Late one afternoon, Father Tom was talking to us down by the water, his straight, dark brown hair looking jet black, with the sun hiding behind the trees. He had a medium build and was wearing black pants and a paisley green shirt.

“How many of you are proud to be deaf?” he asked, in his kind and unassuming manner.

No one raised their hand. I remember thinking, This man is crazy.

He continued on, “It was a difficult job for God to make people because he had to give each person a completely different personality and appearance.” He thought for a second and then continued signing. “So, to make it easier for himself, he made one recipe for the human body.”

I sat there, listening intently.

“Yet, he made a different body recipe, a special one, for deaf people. God put more effort into making this unique group of people,” he said. “Being deaf is a gift from God.”

Wham. Bam. I felt like I had been punched in the stomach.

It wasn’t that I heard him say to me that being deaf is a gift from God, but that being deaf is okay—not only okay but something good, if I let it be!

Nobody had ever said that to me before. Oh, I’m sure that my parents, friends, and teachers wanted me to generally feel good about myself. But Father Tom’s words validated my very existence as a deaf person. They were a lifeline connecting me to Me, helping me to see that I wasn’t crazy for feeling different, that I felt different because, good God, I was different, and nothing that anybody could say would ever again make me believe otherwise.

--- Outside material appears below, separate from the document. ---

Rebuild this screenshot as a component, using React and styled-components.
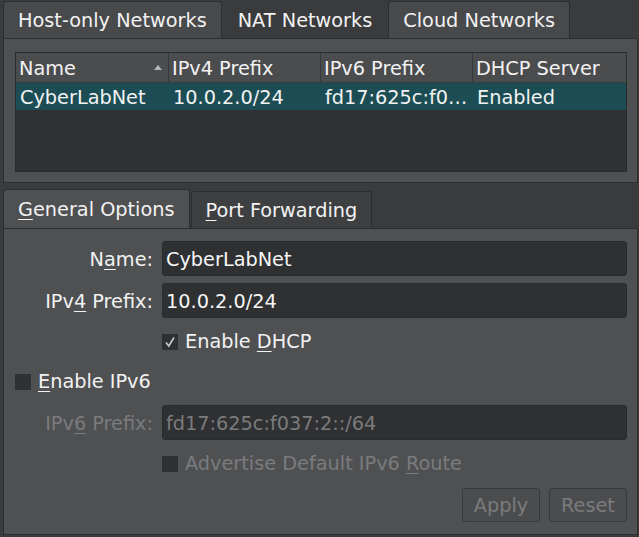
import React from "react";
import styled, { createGlobalStyle } from "styled-components";

const GlobalStyle = createGlobalStyle`
  html, body {
    margin: 0;
    padding: 0;
    background: #3a3b3d;
  }
  body {
    font-family: "DejaVu Sans", Verdana, sans-serif;
    font-size: 19.3px;
    color: #f2f2f2;
  }
`;

const Window = styled.div`
  width: 639px;
  height: 537px;
  display: flex;
  flex-direction: column;
  background: #3a3b3d;
  overflow: hidden;
`;

const TabBar = styled.div`
  display: flex;
  align-items: flex-end;
  height: ${(p) => p.$height}px;
  padding-left: 3px;
  margin-top: ${(p) => p.$top || 0}px;
  flex-shrink: 0;
`;

const Tab = styled.div`
  box-sizing: border-box;
  height: ${(p) => (p.$active ? "100%" : "calc(100% - " + p.$drop + "px)")};
  padding: 1px 14px 0 14px;
  display: flex;
  align-items: center;
  white-space: nowrap;
  border: 1px solid ${(p) => (p.$active && p.$flat ? "transparent" : "#2c2d2f")};
  border-bottom: none;
  border-radius: 3px 3px 0 0;
  margin-right: 1px;
  background: ${(p) => p.$bg};
  color: #f2f2f2;
`;

const Pane = styled.div`
  box-sizing: border-box;
  margin: 0 1px 0 3px;
  border: 1px solid #2c2d2f;
  background: #4f5052;
`;

const TopPane = styled(Pane)`
  height: 145px;
  padding: 13px 10px 10px 11px;
  flex-shrink: 0;
`;

const BottomPane = styled(Pane)`
  flex: 1;
  margin-bottom: 2px;
  padding: 12px 10px 0 11px;
`;

const Table = styled.div`
  height: 100%;
  box-sizing: border-box;
  border: 1px solid #2a2b2d;
  background: #303133;
  display: flex;
  flex-direction: column;
`;

const Row = styled.div`
  display: grid;
  grid-template-columns: 153px 152px 152px 1fr;
  height: ${(p) => p.$h}px;
  background: ${(p) => p.$bg};
`;

const HeadCell = styled.div`
  position: relative;
  display: flex;
  align-items: center;
  padding: 1px 0 0 3px;
  border-right: 1px solid #38393b;
  border-bottom: 1px solid #38393b;
  white-space: nowrap;
  overflow: hidden;
  &:last-child {
    border-right: none;
  }
`;

const SortArrow = styled.span`
  position: absolute;
  right: 6px;
  top: 12px;
  width: 0;
  height: 0;
  border-left: 4px solid transparent;
  border-right: 4px solid transparent;
  border-bottom: 5px solid #b4b5b7;
`;

const Cell = styled.div`
  display: flex;
  align-items: center;
  padding: 1px 4px 0 4px;
  white-space: nowrap;
  overflow: hidden;
  min-width: 0;
`;

const Form = styled.div`
  display: grid;
  grid-template-columns: 138px 1fr;
  column-gap: 9px;
  row-gap: 7px;
`;

const Label = styled.label`
  display: flex;
  align-items: center;
  justify-content: flex-end;
  padding-top: 1px;
  color: ${(p) => (p.$disabled ? "#7a7b7d" : "#f2f2f2")};
  white-space: nowrap;
`;

const Input = styled.div`
  height: 35px;
  box-sizing: border-box;
  border-radius: 3px;
  background: #2f3032;
  border: 1px solid #2a2b2d;
  display: flex;
  align-items: center;
  padding: 1px 0 0 3px;
  color: ${(p) => (p.$disabled ? "#7a7b7d" : "#f6f6f6")};
`;

const CheckRow = styled.div`
  grid-column: ${(p) => (p.$full ? "1 / 3" : "2 / 3")};
  height: 33px;
  display: flex;
  align-items: center;
  gap: 7px;
  color: ${(p) => (p.$disabled ? "#7a7b7d" : "#f2f2f2")};
`;

const Box = styled.span`
  width: 16px;
  height: 16px;
  background: #2f3032;
  display: flex;
  align-items: center;
  justify-content: center;
  flex-shrink: 0;
`;

const U = styled.span`
  text-decoration: underline;
  text-underline-offset: 3px;
  text-decoration-thickness: 1px;
`;

const ButtonRow = styled.div`
  grid-column: 1 / 3;
  display: flex;
  justify-content: flex-end;
  gap: 9px;
  margin-top: 1px;
`;

const Button = styled.button`
  width: 78px;
  height: 34px;
  box-sizing: border-box;
  border: 1px solid #38393b;
  border-radius: 3px;
  background: #4b4c4e;
  color: #7a7b7d;
  font-family: inherit;
  font-size: inherit;
  padding: 1px 0 0 0;
`;

const Check = () => (
  <svg width="12" height="12" viewBox="0 0 12 12">
    <path d="M2 6.5 L4.8 10 L10 1.5" fill="none" stroke="#c8c9cb" strokeWidth="1.6" />
  </svg>
);

export default function App() {
  return (
    <Window>
      <GlobalStyle />
      <TabBar $height={38}>
        <Tab $drop={1} $bg="#48494b">Host-only Networks</Tab>
        <Tab $active $flat $bg="transparent">NAT Networks</Tab>
        <Tab $drop={1} $bg="#48494b">Cloud Networks</Tab>
      </TabBar>
      <TopPane>
        <Table>
          <Row $h={30} $bg="#4b4c4e">
            <HeadCell>
              Name
              <SortArrow />
            </HeadCell>
            <HeadCell>IPv4 Prefix</HeadCell>
            <HeadCell>IPv6 Prefix</HeadCell>
            <HeadCell>DHCP Server</HeadCell>
          </Row>
          <Row $h={27} $bg="#1c4d55">
            <Cell>CyberLabNet</Cell>
            <Cell>10.0.2.0/24</Cell>
            <Cell title="fd17:625c:f037:2::/64">fd17:625c:f0…</Cell>
            <Cell>Enabled</Cell>
          </Row>
        </Table>
      </TopPane>
      <TabBar $height={39} $top={6}>
        <Tab $active $bg="#4f5052">
          <span>
            <U>G</U>eneral Options
          </span>
        </Tab>
        <Tab $drop={2} $bg="#3e3f41">
          <span>
            <U>P</U>ort Forwarding
          </span>
        </Tab>
      </TabBar>
      <BottomPane>
        <Form>
          <Label>
            <span>
              N<U>a</U>me:
            </span>
          </Label>
          <Input>CyberLabNet</Input>
          <Label>
            <span>
              IPv<U>4</U> Prefix:
            </span>
          </Label>
          <Input>10.0.2.0/24</Input>
          <CheckRow>
            <Box>
              <Check />
            </Box>
            <span>
              Enable <U>D</U>HCP
            </span>
          </CheckRow>
          <CheckRow $full>
            <Box />
            <span>
              <U>E</U>nable IPv6
            </span>
          </CheckRow>
          <Label $disabled>
            <span>
              IPv<U>6</U> Prefix:
            </span>
          </Label>
          <Input $disabled>fd17:625c:f037:2::/64</Input>
          <CheckRow $disabled>
            <Box />
            <span>
              Advertise Default IPv6 <U>R</U>oute
            </span>
          </CheckRow>
          <ButtonRow>
            <Button disabled>Apply</Button>
            <Button disabled>Reset</Button>
          </ButtonRow>
        </Form>
      </BottomPane>
    </Window>
  );
}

My new awareness was shaky, like a foal first standing on its legs, but that afternoon a window had opened, and I saw that being deaf was the way I was meant to be. At that moment, I knew that going back to Central High for that first year had been a wasted year; I had been trying to prove to everyone that I was hearing, instead of knowing that being deaf was okay.

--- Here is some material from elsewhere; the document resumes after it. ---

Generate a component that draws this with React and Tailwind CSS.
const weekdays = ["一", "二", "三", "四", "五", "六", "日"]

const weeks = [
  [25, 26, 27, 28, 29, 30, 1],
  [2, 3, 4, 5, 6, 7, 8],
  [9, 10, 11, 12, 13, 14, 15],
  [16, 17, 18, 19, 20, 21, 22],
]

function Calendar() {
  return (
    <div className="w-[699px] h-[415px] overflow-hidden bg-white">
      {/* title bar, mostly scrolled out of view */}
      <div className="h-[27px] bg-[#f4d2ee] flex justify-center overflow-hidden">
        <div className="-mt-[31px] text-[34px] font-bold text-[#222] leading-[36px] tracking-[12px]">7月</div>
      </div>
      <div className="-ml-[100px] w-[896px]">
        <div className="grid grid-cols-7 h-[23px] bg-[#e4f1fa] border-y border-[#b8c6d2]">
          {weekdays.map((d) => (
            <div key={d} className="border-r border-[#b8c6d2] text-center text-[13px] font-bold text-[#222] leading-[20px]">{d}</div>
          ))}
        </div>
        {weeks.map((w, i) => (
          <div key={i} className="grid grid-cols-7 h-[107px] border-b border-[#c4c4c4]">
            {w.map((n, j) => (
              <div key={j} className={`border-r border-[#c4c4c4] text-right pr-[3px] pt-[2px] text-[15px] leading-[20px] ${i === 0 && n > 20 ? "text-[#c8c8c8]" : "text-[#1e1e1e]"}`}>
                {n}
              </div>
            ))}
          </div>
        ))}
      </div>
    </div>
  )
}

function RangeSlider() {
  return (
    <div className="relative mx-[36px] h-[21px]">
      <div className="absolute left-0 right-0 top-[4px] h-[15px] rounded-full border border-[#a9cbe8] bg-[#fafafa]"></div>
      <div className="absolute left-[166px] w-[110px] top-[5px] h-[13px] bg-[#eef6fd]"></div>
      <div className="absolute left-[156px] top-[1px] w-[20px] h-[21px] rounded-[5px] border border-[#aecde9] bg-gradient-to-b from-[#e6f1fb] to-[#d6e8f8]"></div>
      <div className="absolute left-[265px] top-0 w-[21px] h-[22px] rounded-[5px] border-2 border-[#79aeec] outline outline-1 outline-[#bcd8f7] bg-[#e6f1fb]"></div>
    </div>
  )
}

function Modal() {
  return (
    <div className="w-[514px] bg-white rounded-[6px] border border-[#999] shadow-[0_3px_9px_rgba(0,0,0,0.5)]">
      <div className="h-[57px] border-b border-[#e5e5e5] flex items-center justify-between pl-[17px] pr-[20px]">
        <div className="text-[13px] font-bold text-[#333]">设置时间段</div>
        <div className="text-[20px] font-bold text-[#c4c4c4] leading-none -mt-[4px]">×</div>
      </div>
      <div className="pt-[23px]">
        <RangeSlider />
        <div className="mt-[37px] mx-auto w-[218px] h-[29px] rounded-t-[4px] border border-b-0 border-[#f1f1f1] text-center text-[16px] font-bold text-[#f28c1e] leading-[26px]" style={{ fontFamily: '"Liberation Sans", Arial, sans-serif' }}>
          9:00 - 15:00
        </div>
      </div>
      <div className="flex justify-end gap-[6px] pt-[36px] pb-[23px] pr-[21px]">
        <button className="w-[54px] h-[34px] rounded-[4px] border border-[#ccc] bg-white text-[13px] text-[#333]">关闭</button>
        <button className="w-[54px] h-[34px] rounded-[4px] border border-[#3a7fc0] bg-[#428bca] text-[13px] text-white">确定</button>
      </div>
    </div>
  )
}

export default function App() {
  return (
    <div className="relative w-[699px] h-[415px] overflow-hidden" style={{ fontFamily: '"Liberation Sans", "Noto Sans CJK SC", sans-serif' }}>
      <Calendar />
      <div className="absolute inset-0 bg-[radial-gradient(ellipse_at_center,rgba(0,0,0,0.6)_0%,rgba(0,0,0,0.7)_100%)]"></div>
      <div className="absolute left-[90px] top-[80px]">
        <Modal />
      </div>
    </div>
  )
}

I realized that I had a choice: I could continue trying to be “hearing” (having hearing friends and taking hearing classes) and fail, or I could be the best deaf person I could be. It was then that I began seeing my being deaf through the eyes of self-acceptance and understanding that it didn’t mean I was failing.

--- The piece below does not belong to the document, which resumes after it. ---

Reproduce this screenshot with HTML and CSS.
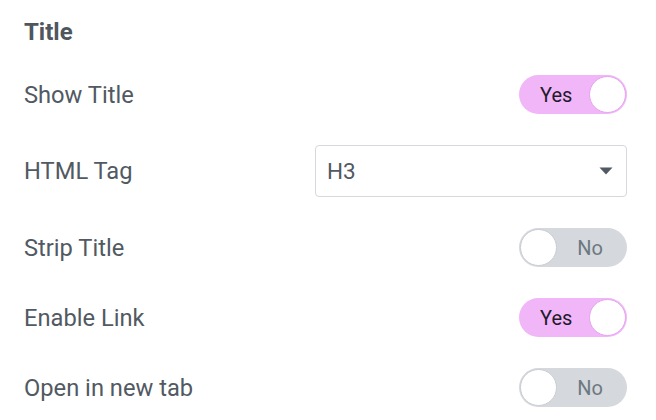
FILE: index.html
```html
<!DOCTYPE html>
<html>
<head>
<meta charset="utf-8">
<link rel="stylesheet" href="styles.css">
</head>
<body>
<div class="panel">
  <div class="heading">Title</div>
  <div class="rows">
    <div class="row">
      <span class="label">Show Title</span>
      <span class="toggle on"><span class="txt">Yes</span><span class="knob"></span></span>
    </div>
    <div class="row row-select">
      <span class="label">HTML Tag</span>
      <span class="select"><span class="val">H3</span>
        <svg class="caret" width="14" height="8" viewBox="0 0 14 8"><path d="M0.5 0.5 L13.5 0.5 L7 7.5 Z" fill="#515962"/></svg>
      </span>
    </div>
    <div class="row">
      <span class="label">Strip Title</span>
      <span class="toggle off"><span class="knob"></span><span class="txt">No</span></span>
    </div>
    <div class="row">
      <span class="label">Enable Link</span>
      <span class="toggle on"><span class="txt">Yes</span><span class="knob"></span></span>
    </div>
    <div class="row">
      <span class="label">Open in new tab</span>
      <span class="toggle off"><span class="knob"></span><span class="txt">No</span></span>
    </div>
  </div>
</div>
</body>
</html>
```
FILE: styles.css
```css
html, body { margin: 0; padding: 0; background: #ffffff; }
body { font-family: Roboto, "Liberation Sans", sans-serif; color: #515962; }
.panel { width: 656px; height: 420px; box-sizing: border-box; padding: 13px 29px 0 24px; }
.heading { height: 38px; line-height: 38px; font-size: 24px; font-weight: 700; color: #4f565e; margin-bottom: 24px; }
.rows { display: flex; flex-direction: column; gap: 31px; }
.row { display: flex; align-items: center; justify-content: space-between; height: 39px; }
.row-select { height: 52px; }
.label { font-size: 23.7px; color: #515962; }
.toggle { width: 108px; height: 39px; box-sizing: border-box; border-radius: 20px; display: flex; align-items: center; justify-content: space-between; padding: 1px; font-size: 20px; }
.toggle.on { background: #f1b6f8; }
.toggle.off { background: #d5d8dc; }
.toggle .knob { width: 37px; height: 37px; box-sizing: border-box; border-radius: 50%; background: #ffffff; }
.toggle.on .knob { border: 1px solid #e7a2f1; }
.toggle.off .knob { border: 1px solid #c9cdd2; }
.toggle.on .txt { color: #1e1b2c; padding-left: 20px; }
.toggle.off .txt { color: #6d7882; padding-right: 23px; }
.select { width: 312px; height: 52px; box-sizing: border-box; border: 1px solid #d5d8dc; border-radius: 4px; display: flex; align-items: center; justify-content: space-between; padding: 0 13px 0 11px; }
.select .val { font-size: 22.5px; color: #515962; }
.caret { display: block; }
```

After returning home from camp, I got a job at the Colonial Ice Cream Shop. I worked fountain and just loved eating the ice cream and making all those sundaes. The “Turtle” was made from two pumps of hot fudge, one pump of caramel, and pecans over vanilla ice cream. Another popular sundae, the “E.T.,” named after the movie released that summer, was made from one pump of peanut butter, two pumps of hot fudge, and Reese’s Pieces over vanilla ice cream.

It was at the Colonial that I fell for a hearing guy, and fell hard, beginning a love affair that ultimately led me to discover my deep capacity to give and to receive love. My very first day on the job, Matt came right over to me and said, “Hey gorgeous,” and I thought, Hey gorgeous, yourself.

Matt was seventeen; he was tall with dark brown, curly hair and green eyes and was as kind as he was versatile. He not only worked fountain with me but also did just about every other job in the joint—host, cook, waiter, supervisor. He was different from the crowd: steady, responsible, and loved having a good time. As soon as we began hanging around together, he learned to finger spell (signing words, letter by letter). Then, he bought The Joy of Signing, a popular book back then, and studied signing with a vengeance, picking it up quickly, which I really appreciated.

Occasionally, it was Matt’s job to lock up the shop at night after everyone had gone home. I’d hang around, so it was just the two of us there all alone at midnight. He’d whip up a couple of Monte Cristos or patty melts, and we’d sit at a booth and eat. I brought my great-grandmother’s sterling silver candlesticks from home, which we hid in the ceiling right above the booth and took down whenever we dined.

But Matt’s love notes were what I appreciated most of all; they made me fall in love with him. Every night around midnight, when I wasn’t at the restaurant with him, he’d drive by my house on the way home from work and leave me a letter in my mailbox. Some were strictly love letters; others were his thoughts about his day and other musings; we couldn’t communicate by phone, so letter writing took its place. First thing every morning, I ran to the mailbox to get his note, and then I’d write back, leaving my note in the mailbox in the afternoon for him to pick up that evening. Rather than receiving phone calls from my boyfriend, like hearing girls did, I received his amazing love letters. For once, being deaf had its privileges, and it was my secret—receiving little treasures that the hearing girls would never know . . . a whole box full of them. Matt had a way with words that went straight to the heart.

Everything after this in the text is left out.